> _Do this_
Reproduce each line of the material exactly, minus any picture.
***** Information supplied *****
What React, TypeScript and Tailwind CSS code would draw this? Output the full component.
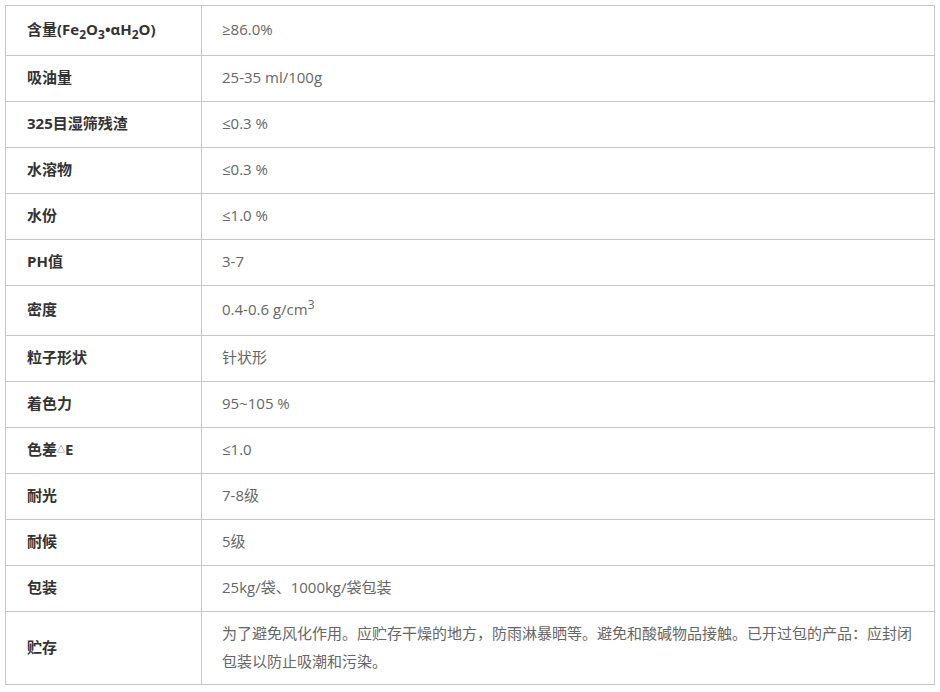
const sub = "text-[12px] align-[-4px] leading-none bottom-0";

const rows: { label: React.ReactNode; value: React.ReactNode; h: string }[] = [
  {
    label: (
      <>
        含量(Fe<sub className={sub}>2</sub>O<sub className={sub}>3</sub>•αH
        <sub className={sub}>2</sub>O)
      </>
    ),
    value: "≥86.0%",
    h: "h-[50px]",
  },
  { label: "吸油量", value: "25-35 ml/100g", h: "h-[46px]" },
  { label: "325目湿筛残渣", value: "≤0.3 %", h: "h-[46px]" },
  { label: "水溶物", value: "≤0.3 %", h: "h-[46px]" },
  { label: "水份", value: "≤1.0 %", h: "h-[46px]" },
  { label: "PH值", value: "3-7", h: "h-[46px]" },
  {
    label: "密度",
    value: (
      <>
        0.4-0.6 g/cm<sup className="text-[12px] align-[6px] leading-none top-0">3</sup>
      </>
    ),
    h: "h-[50px]",
  },
  { label: "粒子形状", value: "针状形", h: "h-[46px]" },
  { label: "着色力", value: "95~105 %", h: "h-[46px]" },
  {
    label: (
      <>
        色差<span className="text-[8px] align-[3px] leading-none font-normal">△</span>E
      </>
    ),
    value: "≤1.0",
    h: "h-[46px]",
  },
  { label: "耐光", value: "7-8级", h: "h-[46px]" },
  { label: "耐候", value: "5级", h: "h-[46px]" },
  { label: "包装", value: "25kg/袋、1000kg/袋包装", h: "h-[46px]" },
  {
    label: "贮存",
    value: "为了避免风化作用。应贮存干燥的地方，防雨淋暴晒等。避免和酸碱物品接触。已开过包的产品：应封闭包装以防止吸潮和污染。",
    h: "h-[73px]",
  },
];

export default function App() {
  return (
    <div
      className="w-[940px] h-[692px] bg-white pt-[5px] pl-[5px]"
      style={{ fontFamily: '"Open Sans", "Noto Sans CJK SC", sans-serif' }}
    >
      <table className="w-[930px] border-collapse text-[15px] leading-[28px]">
        <tbody>
          {rows.map((r, i) => (
            <tr key={i} className={r.h}>
              <td className="w-[196px] border border-[#c6c6c6] pl-[21px] pr-3 pb-[3px] font-bold text-[#333333] align-middle">
                {r.label}
              </td>
              <td className="border border-[#c6c6c6] pl-[20px] pr-5 pb-[3px] text-[#666666] align-middle">
                {r.value}
              </td>
            </tr>
          ))}
        </tbody>
      </table>
    </div>
  );
}
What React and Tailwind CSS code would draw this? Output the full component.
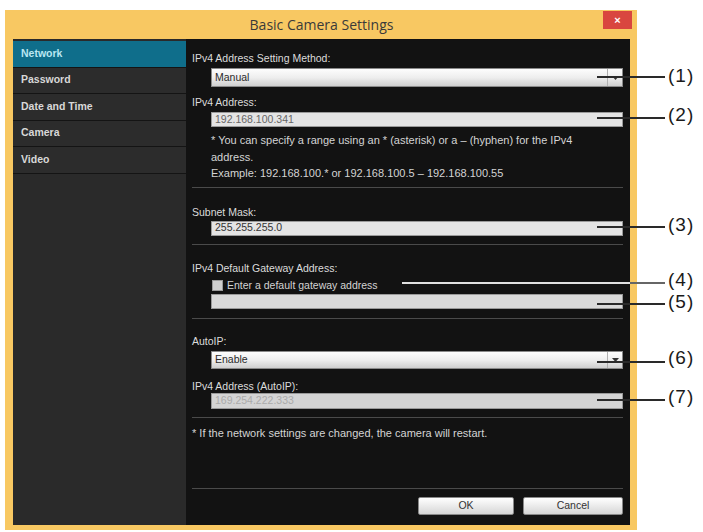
*****
> _Finished answer_
What React, TypeScript and Tailwind CSS code would draw this? Output the full component.
const sub = "text-[12px] align-[-4px] leading-none bottom-0";

const rows: { label: React.ReactNode; value: React.ReactNode; h: string }[] = [
  {
    label: (
      <>
        含量(Fe<sub className={sub}>2</sub>O<sub className={sub}>3</sub>•αH
        <sub className={sub}>2</sub>O)
      </>
    ),
    value: "≥86.0%",
    h: "h-[50px]",
  },
  { label: "吸油量", value: "25-35 ml/100g", h: "h-[46px]" },
  { label: "325目湿筛残渣", value: "≤0.3 %", h: "h-[46px]" },
  { label: "水溶物", value: "≤0.3 %", h: "h-[46px]" },
  { label: "水份", value: "≤1.0 %", h: "h-[46px]" },
  { label: "PH值", value: "3-7", h: "h-[46px]" },
  {
    label: "密度",
    value: (
      <>
        0.4-0.6 g/cm<sup className="text-[12px] align-[6px] leading-none top-0">3</sup>
      </>
    ),
    h: "h-[50px]",
  },
  { label: "粒子形状", value: "针状形", h: "h-[46px]" },
  { label: "着色力", value: "95~105 %", h: "h-[46px]" },
  {
    label: (
      <>
        色差<span className="text-[8px] align-[3px] leading-none font-normal">△</span>E
      </>
    ),
    value: "≤1.0",
    h: "h-[46px]",
  },
  { label: "耐光", value: "7-8级", h: "h-[46px]" },
  { label: "耐候", value: "5级", h: "h-[46px]" },
  { label: "包装", value: "25kg/袋、1000kg/袋包装", h: "h-[46px]" },
  {
    label: "贮存",
    value: "为了避免风化作用。应贮存干燥的地方，防雨淋暴晒等。避免和酸碱物品接触。已开过包的产品：应封闭包装以防止吸潮和污染。",
    h: "h-[73px]",
  },
];

export default function App() {
  return (
    <div
      className="w-[940px] h-[692px] bg-white pt-[5px] pl-[5px]"
      style={{ fontFamily: '"Open Sans", "Noto Sans CJK SC", sans-serif' }}
    >
      <table className="w-[930px] border-collapse text-[15px] leading-[28px]">
        <tbody>
          {rows.map((r, i) => (
            <tr key={i} className={r.h}>
              <td className="w-[196px] border border-[#c6c6c6] pl-[21px] pr-3 pb-[3px] font-bold text-[#333333] align-middle">
                {r.label}
              </td>
              <td className="border border-[#c6c6c6] pl-[20px] pr-5 pb-[3px] text-[#666666] align-middle">
                {r.value}
              </td>
            </tr>
          ))}
        </tbody>
      </table>
    </div>
  );
}
What React and Tailwind CSS code would draw this? Output the full component.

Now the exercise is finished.